▶ [Direction] Look through the lines below and extract any with the word "this".

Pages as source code
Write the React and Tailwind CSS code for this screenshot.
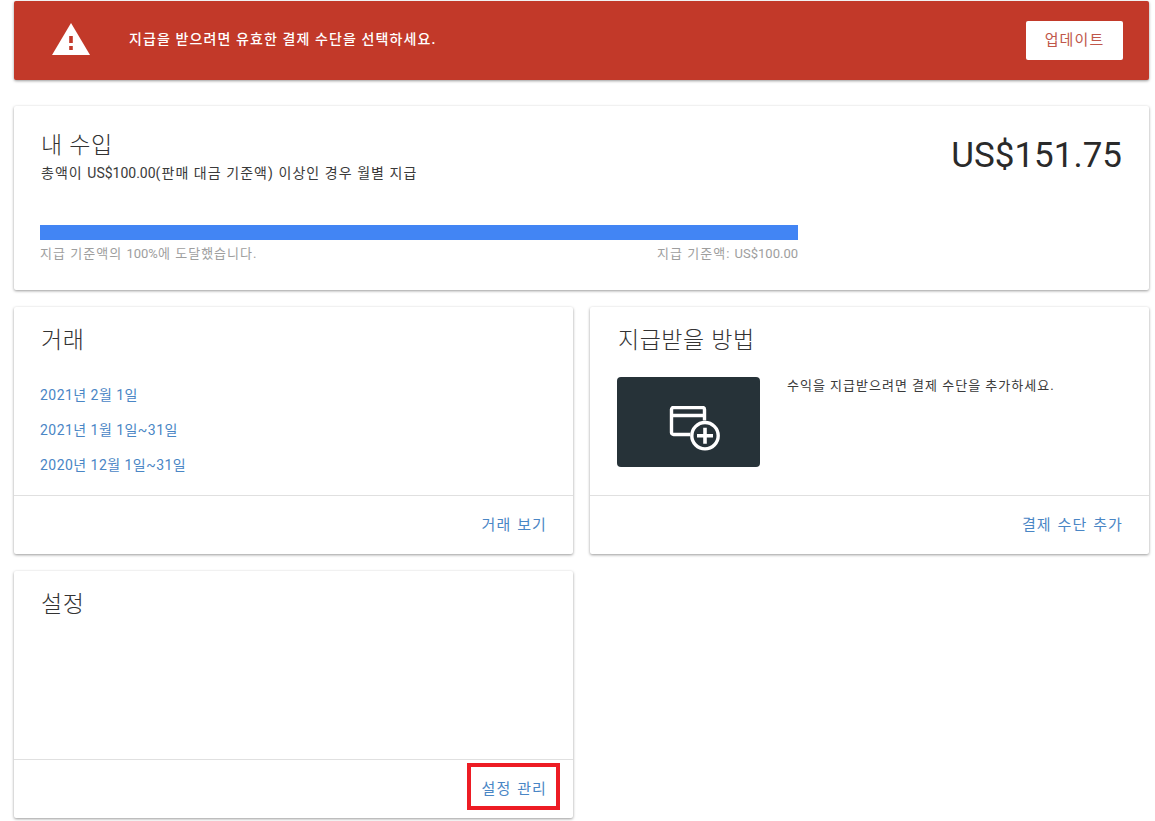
function Card({ className = '', children }) {
  return (
    <div className={`bg-white rounded-[2px] shadow-[0_1px_3px_rgba(0,0,0,0.4)] ${className}`}>
      {children}
    </div>
  )
}

function CardFooter({ children }) {
  return (
    <div className="h-[59px] border-t border-[#e0e0e0] flex items-center justify-end pl-[27px] pr-[26px] text-[15px] tracking-[1.1px] [word-spacing:1px] text-[#4a86c5]">
      {children}
    </div>
  )
}

function Title({ children }) {
  return <h2 className="ml-px text-[23px] font-light leading-[32px] tracking-[0.5px] [word-spacing:0.5px] text-[#333333]">{children}</h2>
}

// latin runs keep normal spacing, the hangul around them is tracked
function Latin({ children }) {
  return <span className="tracking-normal">{children}</span>
}

function AddCardIcon() {
  return (
    <svg width="52" height="46" viewBox="0 0 52 46" fill="none" stroke="white" strokeWidth="3.4">
      <path d="M22 28.5H5.5a2 2 0 0 1-2-2V3.5a2 2 0 0 1 2-2h29a2 2 0 0 1 2 2v11" />
      <path d="M3.5 9.5h33" />
      <circle cx="37" cy="29.7" r="13.2" />
      <path d="M37 21.7v16M29 29.7h16" strokeWidth="3.6" />
    </svg>
  )
}

export default function App() {
  return (
    <div className="relative h-[821px] w-[1155px] bg-white overflow-hidden pl-[14px] pr-[6px] pt-px font-['Roboto','Noto_Sans_CJK_KR',sans-serif] text-[#212121]">
      {/* payment warning */}
      <div className="h-[79px] bg-[#c23929] rounded-[2px] shadow-[0_1px_3px_rgba(0,0,0,0.4)] flex items-center pl-[38px] pr-[26px]">
        <svg width="38" height="32" viewBox="0 0 38 32" className="mb-[3px]">
          <path d="M19 0L38 32H0Z" fill="white" />
          <path d="M17.2 13h3.6v7h-3.6zM17.2 23h3.6v4h-3.6z" fill="#c23929" />
        </svg>
        <span className="ml-[39px] mb-[2px] text-[14px] font-medium text-white tracking-[1.1px]">
          지급을 받으려면 유효한 결제 수단을 선택하세요.
        </span>
        <button className="ml-auto w-[97px] h-[39px] bg-white rounded-[2px] text-[15px] tracking-[1.1px] text-[#c0574a]">
          업데이트
        </button>
      </div>

      {/* earnings */}
      <Card className="mt-[26px] h-[184px] px-[26px] pt-[24px]">
        <div className="flex justify-between">
          <div>
            <Title>내 수입</Title>
            <p className="ml-px text-[14px] leading-[20px] mt-[1px] tracking-[1.05px] text-[#3a3a3a]">
              총액이 <Latin>US$100.00</Latin>(판매 대금 기준액) 이상인 경우 월별 지급
            </p>
          </div>
          <div className="text-[35px] leading-[50px] pr-px pt-px text-[#2a2a2a]">US$151.75</div>
        </div>
        <div className="mt-[42px] w-[758px]">
          <div className="h-[15px] bg-[#4285f4]" />
          <div className="flex justify-between text-[13px] leading-[18px] mt-[5px] tracking-[1.03px] text-[#9e9e9e]">
            <span>지급 기준액의 <Latin>100%</Latin>에 도달했습니다.</span>
            <span>지급 기준액: <Latin>US$100.00</Latin></span>
          </div>
        </div>
      </Card>

      <div className="grid grid-cols-2 gap-x-[17px] gap-y-[17px] mt-[17px]">
        {/* transactions */}
        <Card className="h-[247px] flex flex-col">
          <div className="flex-1 px-[26px] pt-[18px]">
            <Title>거래</Title>
            <div className="mt-[28px] flex flex-col gap-[15px] text-[14px] leading-[20px] tracking-[0.46px] text-[#4a86c5]">
              <span>2021년 2월 1일</span>
              <span>2021년 1월 1일~31일</span>
              <span>2020년 12월 1일~31일</span>
            </div>
          </div>
          <CardFooter>거래 보기</CardFooter>
        </Card>

        {/* payment method */}
        <Card className="h-[247px] flex flex-col">
          <div className="flex-1 px-[27px] pt-[18px]">
            <Title>지급받을 방법</Title>
            <div className="mt-[20px] flex gap-[27px]">
              <div className="w-[143px] h-[90px] bg-[#263238] rounded-[4px] flex items-center justify-center pl-[11px] pt-[14px]">
                <AddCardIcon />
              </div>
              <p className="text-[13px] leading-[18px] tracking-[1px] text-[#3a3a3a]">수익을 지급받으려면 결제 수단을 추가하세요.</p>
            </div>
          </div>
          <CardFooter>결제 수단 추가</CardFooter>
        </Card>

        {/* settings */}
        <Card className="h-[247px] flex flex-col">
          <div className="flex-1 px-[26px] pt-[18px]">
            <Title>설정</Title>
          </div>
          <CardFooter>설정 관리</CardFooter>
        </Card>
      </div>

      {/* highlight box drawn over the screenshot */}
      <div className="absolute left-[467px] top-[763px] w-[93px] h-[47px] border-[4px] border-[#ed1c24]" />
    </div>
  )
}
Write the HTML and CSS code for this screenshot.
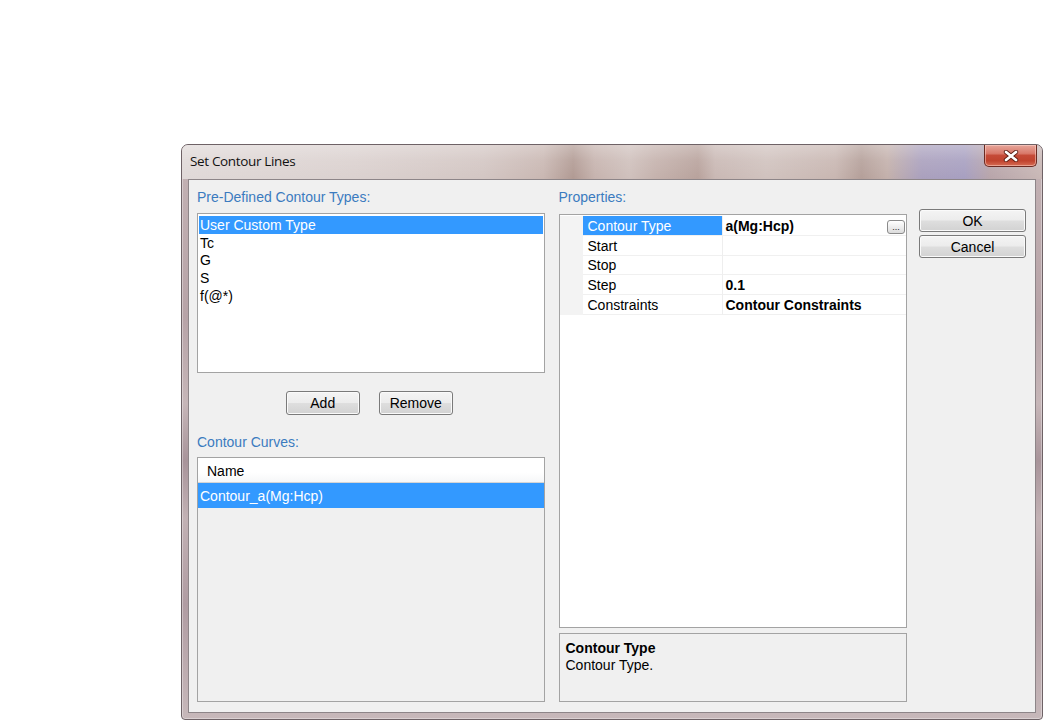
FILE: index.html
```
<!DOCTYPE html>
<html>
<head>
<meta charset="utf-8">
<title>Set Contour Lines</title>
<link rel="stylesheet" href="styles.css">
</head>
<body>
<div class="window">
  <div class="titlebar">
    <span class="title">Set Contour Lines</span>
    <div class="close">
      <svg width="16" height="12" viewBox="0 0 16 12">
        <path d="M3 2 L13 10 M13 2 L3 10" stroke="#5a1a10" stroke-width="4.4" stroke-linecap="round"/>
        <path d="M3 2 L13 10 M13 2 L3 10" stroke="#ffffff" stroke-width="2.8" stroke-linecap="round"/>
      </svg>
    </div>
  </div>
  <div class="client">
    <div class="col-left">
      <div class="label">Pre-Defined Contour Types:</div>
      <ul class="listbox">
        <li class="sel">User Custom Type</li>
        <li>Tc</li>
        <li>G</li>
        <li>S</li>
        <li>f(@*)</li>
      </ul>
      <div class="btnrow">
        <button class="btn small">Add</button>
        <button class="btn small">Remove</button>
      </div>
      <div class="label label2">Contour Curves:</div>
      <div class="listview">
        <div class="lv-header"><span class="lv-col">Name</span></div>
        <div class="lv-row sel">Contour_a(Mg:Hcp)</div>
      </div>
    </div>
    <div class="col-right">
      <div class="label">Properties:</div>
      <div class="propgrid">
        <div class="prow">
          <div class="pmargin"></div>
          <div class="pname sel">Contour Type</div>
          <div class="pvalue"><b>a(Mg:Hcp)</b><span class="ellipsis">...</span></div>
        </div>
        <div class="prow">
          <div class="pmargin"></div>
          <div class="pname">Start</div>
          <div class="pvalue"></div>
        </div>
        <div class="prow">
          <div class="pmargin"></div>
          <div class="pname">Stop</div>
          <div class="pvalue"></div>
        </div>
        <div class="prow">
          <div class="pmargin"></div>
          <div class="pname">Step</div>
          <div class="pvalue"><b>0.1</b></div>
        </div>
        <div class="prow">
          <div class="pmargin"></div>
          <div class="pname">Constraints</div>
          <div class="pvalue"><b>Contour Constraints</b></div>
        </div>
      </div>
      <div class="desc">
        <div class="desc-title">Contour Type</div>
        <div class="desc-text">Contour Type.</div>
      </div>
    </div>
    <div class="col-buttons">
      <button class="btn dlg">OK</button>
      <button class="btn dlg">Cancel</button>
    </div>
  </div>
</div>
</body>
</html>
```
FILE: styles.css
```
html, body {
  margin: 0;
  padding: 0;
  background: #ffffff;
}
body {
  font-family: "Liberation Sans", Arial, sans-serif;
  font-size: 14px;
  color: #000;
}
.window {
  margin: 144px 0 0 181px;
  width: 862px;
  height: 576px;
  box-sizing: border-box;
  border: 1px solid #6e6266;
  border-radius: 7px 7px 4px 4px;
  padding: 0 6px 6px 6px;
  display: flex;
  flex-direction: column;
  background:
    linear-gradient(to bottom, #c4b3b5 0%, #b7a3a7 30%, #c6b6b8 45%, #a8949a 55%, #c2b1b4 65%, #b09ca2 80%, #c7b8ba 100%);
  box-shadow: inset 0 0 0 1px rgba(255,255,255,0.35);
}
.titlebar {
  height: 34px;
  display: flex;
  align-items: flex-start;
  justify-content: space-between;
  margin: 0 -6px;
  padding: 0 6px;
  background:
    linear-gradient(to bottom, rgba(255,255,255,0.3) 0%, rgba(255,255,255,0.1) 45%, rgba(255,255,255,0) 100%),
    linear-gradient(to right, #e0d9d8 0%, #dbd1cf 20%, #d3c6c3 35%, #c9b7b2 42%, #b19a93 45.5%, #c6b3ae 48%, #cfc0bc 52%, #c5b2ad 55%, #b8a29c 60%, #c9b8b4 62%, #d0c2be 68%, #c8b6b1 76%, #b49f99 79%, #c3b0ab 82%, #aaa0bd 86%, #a79fc0 91%, #b8a5aa 94%, #c9b8b6 100%);
  border-radius: 6px 6px 0 0;
}
.title {
  font-family: "Open Sans", "Noto Sans", sans-serif;
  font-size: 13.5px;
  letter-spacing: -0.35px;
  line-height: 18px;
  padding: 7px 0 0 2px;
  color: #111;
}
.close {
  width: 53px;
  height: 22px;
  box-sizing: border-box;
  border: 1px solid #6b2a22;
  border-top: none;
  border-radius: 0 0 5px 5px;
  background: linear-gradient(to bottom, #e7a69b 0%, #d9796a 40%, #c54a37 50%, #c0432e 75%, #d66d55 100%);
  box-shadow: inset 0 0 0 1px rgba(255,220,210,0.5);
  display: flex;
  align-items: center;
  justify-content: center;
  margin-right: -1px;
}
.client {
  flex: 1;
  border: 1px solid #8d8588;
  background: #f0f0f0;
  display: flex;
  padding: 9px 9px 10px 8px;
}
.label {
  color: #3b7bbf;
  line-height: 17px;
  height: 17px;
}
.col-left {
  width: 348px;
  display: flex;
  flex-direction: column;
}
.col-left > .label {
  margin-bottom: 7px;
}
.listbox {
  list-style: none;
  margin: 0;
  padding: 2px 1px;
  height: 160px;
  box-sizing: border-box;
  background: #fff;
  border: 1px solid #a3a3a3;
}
.listbox li {
  height: 17.7px;
  line-height: 19px;
  padding-left: 1px;
}
.listbox li.sel {
  line-height: 18px;
}
.listbox li.sel,
.lv-row.sel,
.pname.sel {
  background: #3399ff;
  color: #fff;
}
.btnrow {
  margin-top: 18px;
  display: flex;
  justify-content: center;
  gap: 19px;
  padding-right: 3px;
}
.btn {
  font-family: "Liberation Sans", Arial, sans-serif;
  font-size: 14px;
  color: #000;
  border: 1px solid #7a7a7a;
  border-radius: 3px;
  background: linear-gradient(to bottom, #f4f4f4 0%, #ececec 48%, #dedede 52%, #d2d2d2 100%);
  box-shadow: inset 0 0 0 1px #fafafa;
  padding: 0;
  box-sizing: border-box;
}
.btn.small {
  width: 74px;
  height: 24px;
}
.col-left > .label2 {
  margin-top: 19px;
  margin-bottom: 6px;
}
.listview {
  flex: 1;
  border: 1px solid #a3a3a3;
  background: #f0f0f0;
  display: flex;
  flex-direction: column;
}
.lv-header {
  height: 25px;
  box-sizing: border-box;
  padding-top: 2px;
  background: linear-gradient(to bottom, #ffffff 0%, #ffffff 60%, #f6f7f8 100%);
  border-bottom: 1px solid #d5d5d5;
  display: flex;
  align-items: center;
}
.lv-col {
  padding-left: 9px;
}
.lv-row {
  height: 25px;
  line-height: 27px;
  padding-left: 2px;
}
.col-right {
  width: 349px;
  margin-left: 14px;
  display: flex;
  flex-direction: column;
}
.col-right > .label {
  margin-bottom: 8px;
}
.propgrid {
  flex: 1;
  border: 1px solid #a3a3a3;
  background: #fff;
  padding-top: 1px;
}
.prow {
  display: grid;
  grid-template-columns: 23px 140px 1fr;
  height: 19.7px;
}
.pmargin {
  background: #f3f3f3;
}
.pname {
  box-sizing: border-box;
  line-height: 17px;
  padding: 2px 0 0 5px;
  border-right: 1px solid #eeeeee;
  border-bottom: 1px solid #f0f0f0;
  white-space: nowrap;
}
.pvalue {
  box-sizing: border-box;
  line-height: 17px;
  padding: 2px 0 0 3px;
  border-bottom: 1px solid #f0f0f0;
  display: flex;
  align-items: center;
  justify-content: space-between;
  white-space: nowrap;
}
.ellipsis {
  width: 18px;
  height: 14px;
  box-sizing: border-box;
  border: 1px solid #8a8a8a;
  border-radius: 3px;
  background: linear-gradient(to bottom, #ffffff, #dcdcdc);
  font-size: 9px;
  line-height: 12px;
  text-align: center;
  margin-right: 1px;
  color: #222;
}
.desc {
  margin-top: 5px;
  height: 69px;
  box-sizing: border-box;
  border: 1px solid #a3a3a3;
  background: #f0f0f0;
  padding: 6px 6px;
}
.desc-title {
  font-weight: bold;
  line-height: 17px;
}
.desc-text {
  line-height: 17px;
}
.col-buttons {
  width: 107px;
  margin-left: 12px;
  padding-top: 20px;
  display: flex;
  flex-direction: column;
  gap: 3px;
}
.btn.dlg {
  width: 107px;
  height: 23px;
}
```
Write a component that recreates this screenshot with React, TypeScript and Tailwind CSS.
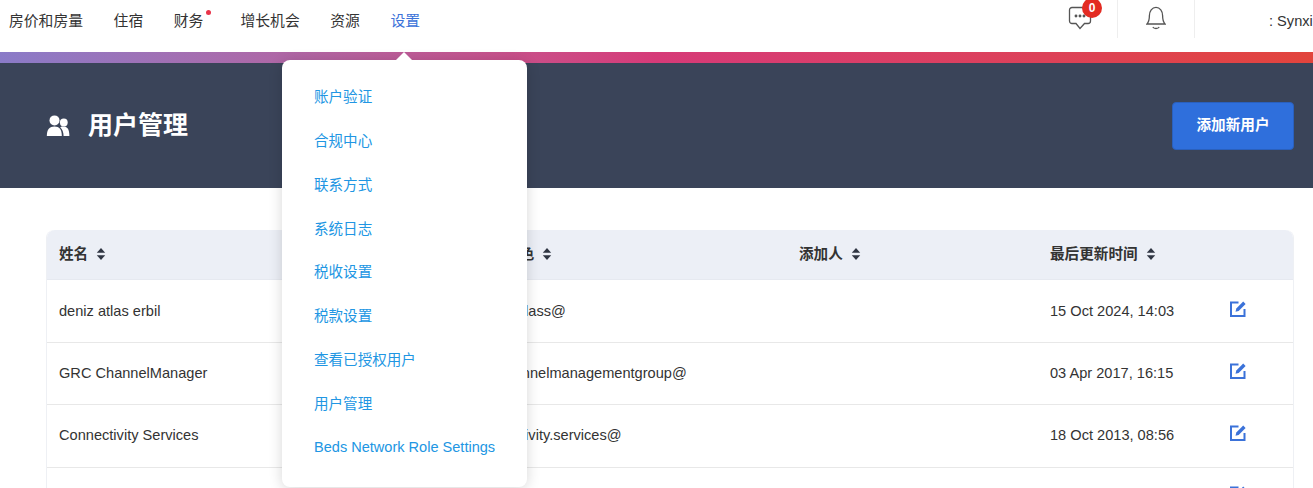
import React from "react";

const font = { fontFamily: '"Liberation Sans", "Noto Sans CJK SC", sans-serif' };

const Sort = () => (
  <svg width="10" height="14" viewBox="0 0 10 14" className="shrink-0 text-[#2f3542]" fill="currentColor">
    <path d="M5 1 L9.2 5.8 H0.8 Z" />
    <path d="M5 13 L9.2 8.2 H0.8 Z" />
  </svg>
);

const Edit = () => (
  <svg width="18" height="18" viewBox="0 0 18 18" fill="none" className="text-[#3b72d9]">
    <path d="M9.5 2.5 H2 V16 H15.5 V9" stroke="currentColor" strokeWidth="2" />
    <path d="M6.5 11.8 L7.3 8.6 L14.2 1.6 L16.6 4 L9.6 11 Z" fill="currentColor" />
  </svg>
);

const Users = () => (
  <svg width="24" height="24" viewBox="0 0 24 24" fill="white">
    <circle cx="8.5" cy="6.4" r="5" />
    <path d="M0.8 22 C0.8 15 3.6 12.4 8.5 12.4 C13.4 12.4 15.8 15 15.8 22 Z" />
    <circle cx="17.8" cy="8.4" r="3.9" />
    <path d="M14.2 13.2 C15.2 12.7 16.4 12.6 17.6 12.6 C21 12.6 23.4 15 23.4 22 H17.6 C17.6 18.4 16.4 15.2 14.2 13.2 Z" />
  </svg>
);

const Chat = () => (
  <svg width="24" height="26" viewBox="0 0 24 26" fill="none" stroke="#555" strokeWidth="1.3">
    <path d="M4 2.5 H20 A2.5 2.5 0 0 1 22.5 5 V16 A2.5 2.5 0 0 1 20 18.5 H16.5 L12 23.5 L8 18.5 H4 A2.5 2.5 0 0 1 1.5 16 V5 A2.5 2.5 0 0 1 4 2.5 Z" />
    <circle cx="8" cy="11" r="0.8" fill="#555" />
    <circle cx="12" cy="11" r="0.8" fill="#555" />
    <circle cx="16" cy="11" r="0.8" fill="#555" />
  </svg>
);

const Bell = () => (
  <svg width="20" height="24" viewBox="0 0 20 24" fill="none" stroke="#555" strokeWidth="1.3">
    <path d="M1 18 C3 16 3.4 14 3.4 9.6 C3.4 5 6 1.4 10 1.4 C14 1.4 16.6 5 16.6 9.6 C16.6 14 17 16 19 18 Z" />
    <path d="M6.8 21 C8 23 12 23 13.2 21" />
  </svg>
);

const navItems = ["房价和房量", "住宿", "财务", "增长机会", "资源", "设置"];
const menu = [
  "账户验证",
  "合规中心",
  "联系方式",
  "系统日志",
  "税收设置",
  "税款设置",
  "查看已授权用户",
  "用户管理",
  "Beds Network Role Settings",
];
const rows = [
  ["deniz atlas erbil", "denizatlass@", "15 Oct 2024, 14:03", "h-[63px]", "pt-[2px]", "pl-[15px]", "-mt-[4px]"],
  ["GRC ChannelManager", "grcchannelmanagementgroup@", "03 Apr 2017, 16:15", "h-[62px]", "", "pl-[15px]", "-mt-[6px]"],
  ["Connectivity Services", "connectivity.services@", "18 Oct 2013, 08:56", "h-[63px]", "", "pl-[11px]", "-mt-[6px]"],
  ["", "", "", "h-[62px]", "", "", "-mt-[10px]"],
];

export default function App() {
  return (
    <div style={font} className="relative h-[488px] w-[1313px] overflow-hidden bg-white text-[14.6px] text-[#333]">
      <header className="flex h-[52px] items-center bg-white">
        <nav className="flex items-center gap-[30.6px] pb-[10px] pl-[9px] text-[14.8px]">
          {navItems.map((n, i) => (
            <span key={n} className={`relative ${i === 5 ? "text-[#3b72d9]" : ""} ${i === 2 ? "mr-[6.5px]" : ""}`}>
              {n}
              {i === 2 && <span className="absolute -right-[8px] top-0 h-[5px] w-[5px] rounded-full bg-[#e9344a]" />}
            </span>
          ))}
        </nav>
        <div className="ml-auto flex h-full items-start">
          <div className="relative mt-[5px] mr-[25px]">
            <Chat />
            <span className="absolute -right-[10px] -top-[7px] flex h-[20px] w-[20px] items-center justify-center rounded-full bg-[#e32b22] text-[12px] font-bold text-white">
              0
            </span>
          </div>
          <div className="h-[38px] w-px bg-[#eeeeee]" />
          <div className="mt-[6px] mx-[28px]">
            <Bell />
          </div>
          <div className="h-[38px] w-px bg-[#eeeeee]" />
          <span className="mt-[12px] ml-[74px] w-[44px] whitespace-nowrap leading-[18px]">: Synxi</span>
        </div>
      </header>

      <div className="h-[11px] bg-gradient-to-r from-[#8a7bc8] via-[#d63a78] to-[#e2443c]" />

      <section className="flex h-[125px] items-center justify-between bg-[#3a4459] pl-[46px] pr-[19px] text-white">
        <div className="flex items-center gap-[18px]">
          <Users />
          <h1 className="text-[25px] font-bold">用户管理</h1>
        </div>
        <button className="h-[48px] w-[122px] rounded-[4px] border border-[#2a60bd] bg-[#2f6fdc] text-[14.6px] font-bold text-white">
          添加新用户
        </button>
      </section>

      <main className="px-[19px] pl-[46px] pt-[42px]">
        <table className="w-full table-fixed border-separate border-spacing-0 rounded-t-[8px] border-x border-[#eef0f4]">
          <colgroup>
            <col className="w-[416px]" />
            <col className="w-[323px]" />
            <col className="w-[251px]" />
            <col className="w-[179px]" />
            <col />
          </colgroup>
          <thead>
            <tr className="h-[50px] text-left font-bold">
              {["姓名", "用户角色", "添加人", "最后更新时间"].map((h, i) => (
                <th
                  key={h}
                  className={`bg-[#eceff6] border-b border-[#e6e9f0] font-bold text-[#333] ${i === 0 ? "rounded-tl-[8px] pl-[12px]" : "pl-[13px]"}`}
                >
                  <span className="flex items-center gap-[8px]">
                    {h}
                    <Sort />
                  </span>
                </th>
              ))}
              <th className="rounded-tr-[8px] border-b border-[#e6e9f0] bg-[#eceff6]" />
            </tr>
          </thead>
          <tbody>
            {rows.map((r, i) => (
              <tr key={i} className={r[3]}>
                <td className={`border-b border-[#e8e8e8] pl-[12px] ${r[4]}`}>{r[0]}</td>
                <td className={`border-b border-[#e8e8e8] ${r[5]} ${r[4]}`}>{r[1]}</td>
                <td className="border-b border-[#e8e8e8]" />
                <td className={`border-b border-[#e8e8e8] pl-[13px] ${r[4]}`}>{r[2]}</td>
                <td className="border-b border-[#e8e8e8] pl-[13px]">
                  <span className={`block ${r[6]}`}>
                    <Edit />
                  </span>
                </td>
              </tr>
            ))}
          </tbody>
        </table>
      </main>

      <div className="absolute left-[282px] top-[60px] z-10 flex h-[427px] w-[245px] flex-col rounded-[8px] bg-white pl-[32px] pt-[16.5px] text-[14.56px] text-[#2196e3] shadow-[0_2px_14px_rgba(0,0,0,0.16)]">
        <span className="absolute -top-[8px] left-[114px] h-0 w-0 border-x-[8px] border-b-[8px] border-x-transparent border-b-white" />
        {menu.map((m) => (
          <a key={m} className="flex h-[43.75px] items-center whitespace-nowrap">
            {m}
          </a>
        ))}
      </div>
    </div>
  );
}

▶ [Finished task]
Write the React and Tailwind CSS code for this screenshot.
Write the HTML and CSS code for this screenshot.
Write a component that recreates this screenshot with React, TypeScript and Tailwind CSS.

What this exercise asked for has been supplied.